Replica spawns Ray Data workers

Shard large embeddings across nodes

placement_group_bundles + STRICT_SPREAD

Recommendation model with distributed embedding table

Simple deployment, no special needs

Default (just ray_actor_options)

Single-GPU model

How replica scheduling works#

When you deploy an application, Ray Serve’s deployment scheduler determines where to place each replica actor across the available nodes in your Ray cluster. The scheduler runs on the Serve Controller and makes batch scheduling decisions during each update cycle. For information on configuring CPU, GPU, and other resource requirements for your replicas, see Resource allocation.

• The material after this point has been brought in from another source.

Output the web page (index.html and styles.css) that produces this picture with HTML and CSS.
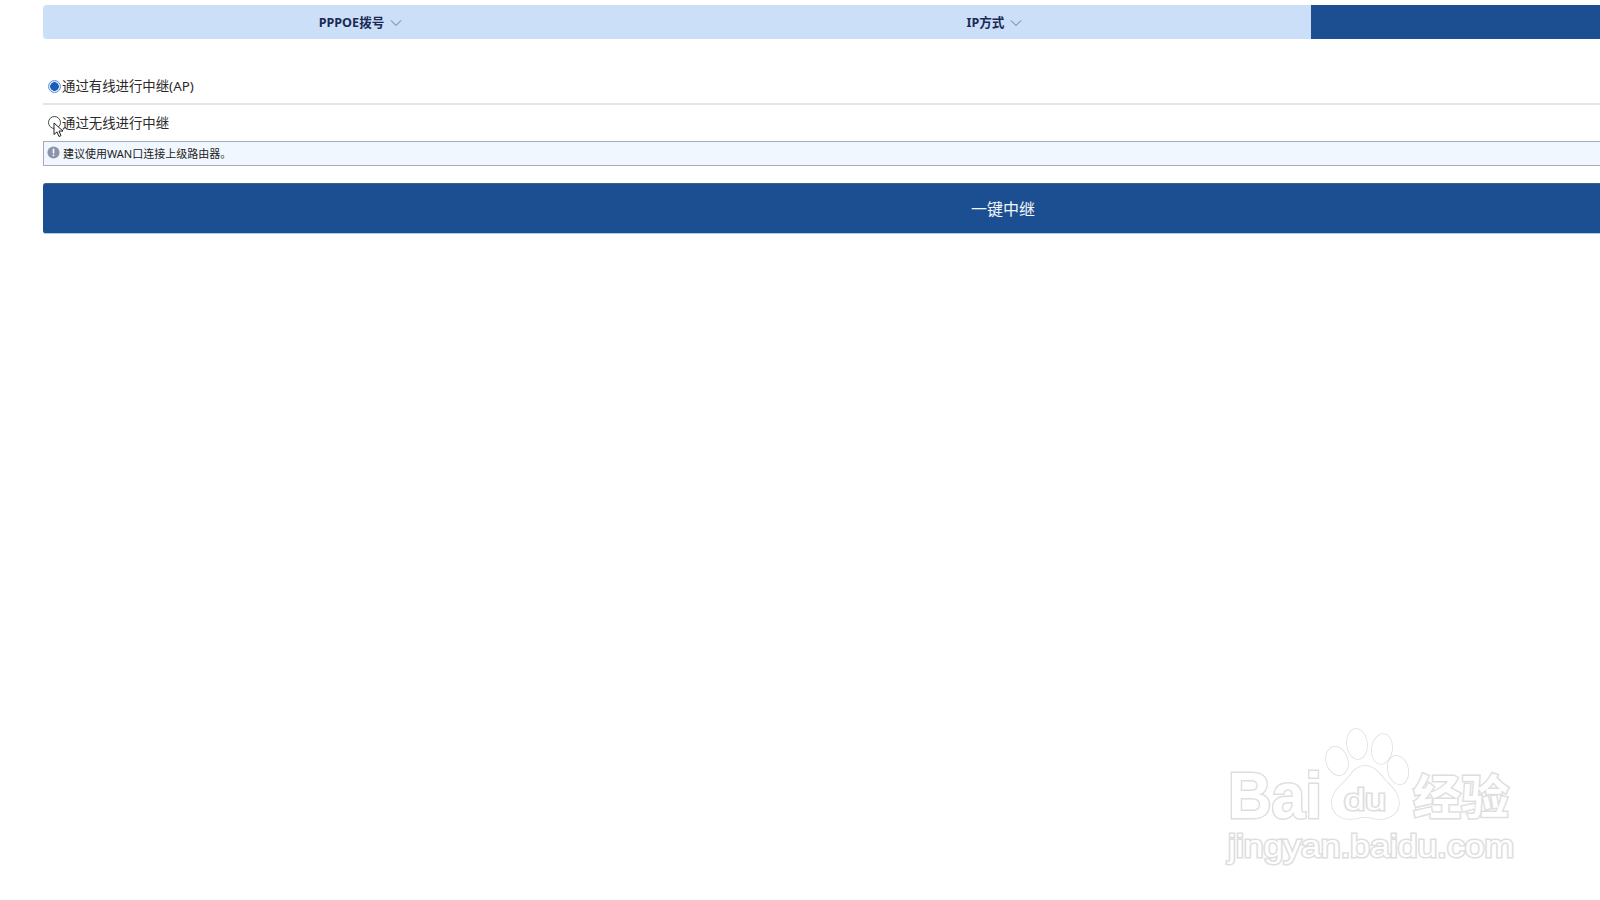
FILE: index.html
```html
<!DOCTYPE html>
<html lang="zh-CN">
<head>
<meta charset="utf-8">
<title>一键中继</title>
<link rel="stylesheet" href="styles.css">
</head>
<body>
<main class="panel">
  <nav class="tabs">
    <div class="tab"><span>PPPOE拨号</span><svg class="chev" viewBox="0 0 12 8"><path d="M1 1.5 6 6.5 11 1.5"/></svg></div>
    <div class="tab"><span>IP方式</span><svg class="chev" viewBox="0 0 12 8"><path d="M1 1.5 6 6.5 11 1.5"/></svg></div>
    <div class="tab tab-active"></div>
  </nav>
  <label class="option option-first"><input class="radio" type="radio" name="mode" checked><span>通过有线进行中继(AP)</span></label>
  <label class="option option-second"><input class="radio" type="radio" name="mode"><span>通过无线进行中继</span></label>
  <div class="notice">
    <svg class="notice-icon" viewBox="0 0 14 14"><circle cx="7" cy="7" r="6.5"/><rect x="6.1" y="2.8" width="1.8" height="5.4" rx=".6"/><rect x="6.1" y="9.2" width="1.8" height="1.8" rx=".6"/></svg>
    <span>建议使用WAN口连接上级路由器。</span>
  </div>
  <button class="submit" type="button">一键中继</button>
</main>
<svg class="cursor" viewBox="0 0 12 16"><path d="M1 1v11.5l3-2.6 2 4.6 2-.9-2-4.5h4z"/></svg>
<svg class="watermark" viewBox="0 0 310 150">
  <g class="paw">
    <ellipse cx="107" cy="36" rx="10.5" ry="14.5" transform="rotate(-18 107 36)"/>
    <ellipse cx="127" cy="19" rx="10" ry="15" transform="rotate(-6 127 19)"/>
    <ellipse cx="152" cy="24" rx="10" ry="15" transform="rotate(8 152 24)"/>
    <ellipse cx="168" cy="45" rx="10" ry="14.5" transform="rotate(-14 168 45)"/>
    <path d="M135 41c-9 0-13 7-18 13-6 7-15 12-15 24 0 10 8 16 18 16 6 0 10-2 15-2 5 0 9 2 15 2 11 0 19-7 19-16 0-11-9-17-15-24-5-6-10-13-19-13z"/>
  </g>
  <text class="wm-big" x="-2" y="93" textLength="94" lengthAdjust="spacingAndGlyphs">Bai</text>
  <text class="wm-du" x="114" y="85" textLength="42" lengthAdjust="spacingAndGlyphs">du</text>
  <text class="wm-cn" x="183" y="89" textLength="96" lengthAdjust="spacingAndGlyphs">经验</text>
  <text class="wm-url" x="-2" y="132" textLength="286" lengthAdjust="spacingAndGlyphs">jingyan.baidu.com</text>
</svg>
</body>
</html>
```
FILE: styles.css
```css
html, body {
  margin: 0;
  height: 100%;
  overflow: hidden;
  background: #fff;
}
body {
  font-family: "Noto Sans", "Noto Sans CJK SC", sans-serif;
  color: #222;
  position: relative;
}
.panel {
  width: 1920px;
  margin-left: 43px;
  padding-top: 5px;
}
.tabs {
  display: grid;
  grid-template-columns: 634px 634px 652px;
  height: 34px;
  background: #cbe0f8;
  border-radius: 4px 0 0 4px;
  overflow: hidden;
}
.tab {
  display: flex;
  align-items: center;
  justify-content: center;
  gap: 6px;
  padding: 0 0 2px 1px;
  box-sizing: border-box;
  font-size: 12.6px;
  font-weight: 700;
  color: #1b2a55;
}
.tab-active {
  background: #1c4f91;
}
.chev {
  width: 12px;
  height: 8px;
  margin-top: 4px;
  fill: none;
  stroke: #5c7594;
  stroke-width: 1;
}
.option {
  display: flex;
  align-items: center;
  font-size: 13.4px;
  line-height: 20px;
  color: #2a2a2a;
}
.option-first {
  margin-top: 30px;
  height: 36px;
  border-bottom: 2px solid #e3e5e8;
  box-sizing: border-box;
}
.option-second {
  box-sizing: border-box;
  height: 36px;
  padding-bottom: 1px;
}
.radio {
  appearance: none;
  box-sizing: border-box;
  width: 13px;
  height: 13px;
  margin: 0 1px 0 5px;
  border: 1px solid #4a4a4a;
  border-radius: 50%;
  background: #fff;
  flex: none;
}
.radio:checked {
  border: 1px solid #5b93dc;
  background: radial-gradient(circle, #1c5cb5 0 4px, #dfeafa 4.6px);
}
.notice {
  display: flex;
  align-items: center;
  gap: 3px;
  box-sizing: border-box;
  height: 25px;
  padding: 0 0 1px 3px;
  background: #f1f7fe;
  border: 1px solid #a6abb4;
  font-size: 11px;
  color: #222;
}
.notice-icon {
  width: 13px;
  height: 13px;
  margin-top: -2px;
  flex: none;
}
.notice-icon circle {
  fill: #8b93a8;
}
.notice-icon rect {
  fill: #f1f7fe;
}
.submit {
  display: block;
  width: 100%;
  height: 51px;
  margin-top: 17px;
  padding: 0 0 2px;
  border: 0;
  border-top: 1px solid #3d6288;
  border-bottom: 1px solid #a9d0ea;
  border-radius: 3px 0 0 3px;
  background: #1c4f91;
  color: #f4f7fb;
  font-family: inherit;
  font-size: 16px;
}
.cursor {
  position: absolute;
  left: 53px;
  top: 122px;
  width: 12px;
  height: 16px;
  fill: #fff;
  stroke: #222;
  stroke-width: 1;
}
.watermark {
  position: absolute;
  left: 1230px;
  top: 725px;
  width: 310px;
  height: 150px;
  overflow: visible;
}
.watermark text,
.paw ellipse,
.paw path {
  fill: #fff;
  stroke: #dedede;
  paint-order: stroke;
}
.watermark text {
  stroke-width: 3;
}
.paw ellipse,
.paw path {
  stroke-width: 1.5;
}
.wm-big {
  font-family: "Liberation Sans", sans-serif;
  font-size: 64px;
  font-weight: 700;
}
.wm-du {
  font-family: "Liberation Sans", sans-serif;
  font-size: 30px;
}
.wm-cn {
  font-family: "Noto Sans CJK SC", sans-serif;
  font-size: 47px;
  font-weight: 700;
}
.wm-url {
  font-family: "Liberation Sans", sans-serif;
  font-size: 32px;
}
```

                              ┌──────────────────────────────────┐
                              │        serve.run(app)            │
                              └────────────────┬─────────────────┘
                                               │
                                               ▼
┌─────────────────────────────────────────────────────────────────────────────────┐
│                              Serve Controller                                   │
│  ┌───────────────────────────────────────────────────────────────────────────┐  │
│  │                        Deployment Scheduler                               │  │
│  │                                                                           │  │
│  │   1. Check placement_group_bundles  ──▶  PlacementGroupSchedulingStrategy │  │
│  │   2. Check target node affinity     ──▶  NodeAffinitySchedulingStrategy   │  │
│  │   3. Use default strategy           ──▶  SPREAD (default) or PACK         │  │
│  └───────────────────────────────────────────────────────────────────────────┘  │
└─────────────────────────────────────────────────────────────────────────────────┘
                                               │
             ┌─────────────────────────────────┴─────────────────────────────────┐
             │                                                                   │
             ▼                                                                   ▼
┌─────────────────────────────────────┐               ┌─────────────────────────────────────┐
│    SPREAD Strategy (default)        │               │           PACK Strategy             │
│                                     │               │                                     │
│  Distributes replicas across nodes  │               │   Packs replicas onto fewer nodes   │
│  for fault tolerance                │               │   to minimize resource waste        │
│                                     │               │                                     │
│  ┌─────────┐ ┌─────────┐ ┌───────┐  │               │  ┌─────────┐ ┌─────────┐ ┌───────┐  │
│  │ Node 1  │ │ Node 2  │ │Node 3 │  │               │  │ Node 1  │ │ Node 2  │ │Node 3 │  │
│  │ ┌─────┐ │ │ ┌─────┐ │ │┌─────┐│  │               │  │ ┌─────┐ │ │         │ │       │  │
│  │ │ R1  │ │ │ │ R2  │ │ ││ R3  ││  │               │  │ │ R1  │ │ │  idle   │ │ idle  │  │
│  │ └─────┘ │ │ └─────┘ │ │└─────┘│  │               │  │ │ R2  │ │ │         │ │       │  │
│  │         │ │         │ │       │  │               │  │ │ R3  │ │ │         │ │       │  │
│  └─────────┘ └─────────┘ └───────┘  │               │  └─────────┘ └─────────┘ └───────┘  │
│                                     │               │               ▲           ▲        │
│  ✓ High availability                │               │               └───────────┘        │
│  ✓ Load balanced                    │               │           Can be released          │
│  ✓ Reduced contention               │               │  ✓ Fewer nodes = lower cloud costs │
└─────────────────────────────────────┘               └────────────────────────────────────┘

By default, Ray Serve uses a spread scheduling strategy that distributes replicas across nodes with best effort. This approach:

  • Maximizes fault tolerance by avoiding concentration of replicas on a single node

  • Balances load across the cluster

  • Helps prevent resource contention between replicas

Scheduling priority#

When scheduling a replica, the scheduler evaluates strategies in the following priority order:

  1. Placement groups: If you specify placement_group_bundles, the scheduler uses a PlacementGroupSchedulingStrategy to co-locate the replica with its required resources.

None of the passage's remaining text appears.